Otherwise, we might as well all be the poorest Africans who, when trouble arises, reach for the nearest genocide time and again. The cycle is already way old.

Carol Haynes:
We are not excluded from nature - extinction for almost all species is part of nature.

I suppose the main difference with humans is that technology has distorted nature - and ultimately wars will occur when food/fuel availability drops. We can see that happening already in the world and we can see the human tragedy in Dafur.

I think that ultimately when things get really bad for the western world, ie. poverty and starvation, not to mention malaria creeping to northern latitudes (as it is already), war will become a bigger fact as the consuming western society go out to grab what they can from other countries. At some point someone will get nuclear capability and some sort of apocalyptic end will happen.

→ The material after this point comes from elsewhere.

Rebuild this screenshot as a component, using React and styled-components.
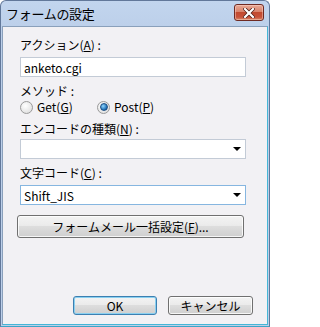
import React from 'react';
import styled, { createGlobalStyle } from 'styled-components';

const GlobalStyle = createGlobalStyle`
  body {
    margin: 0;
    background: #ffffff;
    font-family: 'Noto Sans CJK JP', 'Liberation Sans', sans-serif;
  }
`;

const Window = styled.div`
  width: 270px;
  height: 327px;
  box-sizing: border-box;
  display: flex;
  flex-direction: column;
  background: linear-gradient(#c2d5ee, #bccfe9 30px);
  border: 1px solid #62789a;
  border-bottom-color: #3aa6c8;
  border-radius: 6px 6px 0 0;
`;

const TitleBar = styled.div`
  height: 25px;
  flex: none;
  display: flex;
  align-items: center;
  justify-content: space-between;
  padding: 0 5px 0 5px;
`;

const Title = styled.span`
  font-size: 13px;
  line-height: 15px;
  color: #000;
  letter-spacing: -0.3px;
`;

const CloseButton = styled.div`
  width: 28px;
  height: 15px;
  margin-top: -2px;
  border: 1px solid #6f2a22;
  border-radius: 3px;
  background: linear-gradient(#e9a996, #d9836c 45%, #c24a2f 50%, #c8513a 80%, #d88a68);
  box-shadow: inset 0 0 0 1px rgba(255, 220, 210, 0.45);
  display: flex;
  align-items: center;
  justify-content: center;
`;

const Client = styled.div`
  flex: 1;
  margin: 0 1px 1px 1px;
  box-sizing: border-box;
  border: 1px solid #8aa0bb;
  border-bottom-color: #45b6d6;
  border-right-color: #45b6d6;
  background: #f2f1f4;
  display: flex;
  flex-direction: column;
  padding: 11px 0 9px 17px;
`;

const Label = styled.div`
  font-size: 12px;
  line-height: 14px;
  color: #000;
  margin-top: ${p => p.$top || 0}px;
  u {
    text-decoration: underline;
    text-underline-offset: 1px;
  }
`;

const Field = styled.div`
  width: 226px;
  height: 20px;
  box-sizing: border-box;
  margin-top: ${p => p.$top || 0}px;
  background: #fff;
  border: 1px solid ${p => (p.$focus ? '#86b6e0' : '#c3cbd6')};
  display: flex;
  align-items: center;
  justify-content: space-between;
  padding: 0 4px 0 3px;
  font-size: 12px;
  color: #000;
`;

const Arrow = styled.span`
  width: 0;
  height: 0;
  border-left: 4px solid transparent;
  border-right: 4px solid transparent;
  border-top: 4px solid #000;
`;

const RadioRow = styled.div`
  display: flex;
  align-items: center;
  height: 14px;
  margin-top: 2px;
`;

const RadioItem = styled.label`
  display: flex;
  align-items: center;
  gap: 4px;
  width: ${p => p.$width}px;
  font-size: 12px;
  line-height: 14px;
  u {
    text-underline-offset: 1px;
  }
`;

const RadioDot = styled.span`
  width: 11px;
  height: 11px;
  border-radius: 50%;
  border: 1px solid #9a9a9a;
  background: radial-gradient(circle at 40% 35%, #ffffff, #d8d8d8);
  display: flex;
  align-items: center;
  justify-content: center;
  &::after {
    content: '';
    display: ${p => (p.$checked ? 'block' : 'none')};
    width: 6px;
    height: 6px;
    border-radius: 50%;
    background: radial-gradient(circle at 35% 35%, #8fd6ff, #1a6ab0 70%, #0c3f7a);
    border: 1px solid #1d4f84;
  }
`;

const Button = styled.div`
  box-sizing: border-box;
  width: ${p => p.$width}px;
  height: ${p => p.$height}px;
  margin-left: ${p => p.$left || 0}px;
  margin-top: ${p => p.$top || 0}px;
  border: 1px solid ${p => (p.$default ? '#3c7fb1' : '#707070')};
  border-radius: 3px;
  background: linear-gradient(#f3f3f3, #ebebeb 45%, #dddddd 50%, #cfcfcf);
  box-shadow: inset 0 0 0 1px ${p => (p.$default ? '#8ad0f0' : 'rgba(255,255,255,0.8)')};
  display: flex;
  align-items: center;
  justify-content: center;
  font-size: 12px;
  line-height: 14px;
  color: #000;
  u {
    text-underline-offset: 1px;
  }
`;

const Footer = styled.div`
  margin-top: auto;
  display: flex;
  justify-content: flex-end;
  gap: 11px;
  padding-right: 14px;
`;

const App = () => (
  <>
    <GlobalStyle />
    <Window>
      <TitleBar>
        <Title>フォームの設定</Title>
        <CloseButton>
          <svg width="12" height="10" viewBox="0 0 12 10">
            <path
              d="M2 1 L10 9 M10 1 L2 9"
              stroke="#4a1a14"
              strokeWidth="3.6"
              strokeLinecap="square"
            />
            <path
              d="M2 1 L10 9 M10 1 L2 9"
              stroke="#ffffff"
              strokeWidth="2.2"
              strokeLinecap="square"
            />
          </svg>
        </CloseButton>
      </TitleBar>
      <Client>
        <Label>
          アクション(<u>A</u>) :
        </Label>
        <Field $top={5}>anketo.cgi</Field>
        <Label $top={7}>メソッド :</Label>
        <RadioRow>
          <RadioItem $width={77}>
            <RadioDot />
            <span>
              Get(<u>G</u>)
            </span>
          </RadioItem>
          <RadioItem $width={80}>
            <RadioDot $checked />
            <span>
              Post(<u>P</u>)
            </span>
          </RadioItem>
        </RadioRow>
        <Label $top={8}>
          エンコードの種類(<u>N</u>) :
        </Label>
        <Field $top={3}>
          <span />
          <Arrow />
        </Field>
        <Label $top={7}>
          文字コード(<u>C</u>) :
        </Label>
        <Field $top={5} $focus>
          <span>Shift_JIS</span>
          <Arrow />
        </Field>
        <Button $width={227} $height={23} $left={-3} $top={10}>
          フォームメール一括設定(<u>F</u>)...
        </Button>
        <Footer>
          <Button $width={84} $height={19} $default>
            OK
          </Button>
          <Button $width={85} $height={19}>
            キャンセル
          </Button>
        </Footer>
      </Client>
    </Window>
  </>
);

export default App;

Incidentally I do see humans as evolved from primates (no problem there - I like bananas) but when you say:

I find it difficult to understand how it is so easy for you to deem human beings worthy of extinction while at the same time defending pests that, without keeping their population in control, will damage nature even more.
--- End quote ---

I think you miss my point in two ways:

First, I don't deem humanity worthy of distinction, it is just an inevitability in the natural course of events. Practically every species that has ever existed has become extinct, and very few have lasted more than a few million years. Why should the human species be any different to others?

Second, how do 'pests', as you call them, damage nature? They are part of nature - the only thing that they do 'wrong' is to damage human interests. I think Canada would be a lesser place without its otters, bears and wolves but go to Scotland where they were once prevalent and find a single example - they have all be exterminated. That is not nature it is barbarism and in this day and age we should be moving away from such practices rather than endorsing them.

If you want to take a religious view of this issue (personally I don't because I can't see how religion is relevant to life) then in the Judeo/Christian/Islamic tradition it is generally believed that God gave mankind dominion over the creatures of the world. Surely with dominion comes responsibilty - not just a right to obliterate. If I believed God existed I would have to wonder what he thinks of what human kind have done to creation - it isn't exactly an encouraging sign of respect.

Deozaan:
The overwhelming fact in Carol's argument is this: the rate of human population growth over the past 200 years. Sure, many developed countries have long scaled back their birth rates, but how many religions on earth preach that its followers should have an "annual baby" come hell or high water? Sustainability is not possible without the energy sources needed for a decent human life.-zridling (December 15, 2008, 10:36 AM)
--- End quote ---

Human overpopulation is a myth. You could fit the entire human population of the earth inside the same square mileage as the state of Utah and the population density would be lower than it is in New York City. Of course, we're going to run out of food soon anyway since we're growing it all to fuel vehicles instead of feeding people with it.

Which just reiterates my point: People who think they know what's best for the world are causing bigger problems.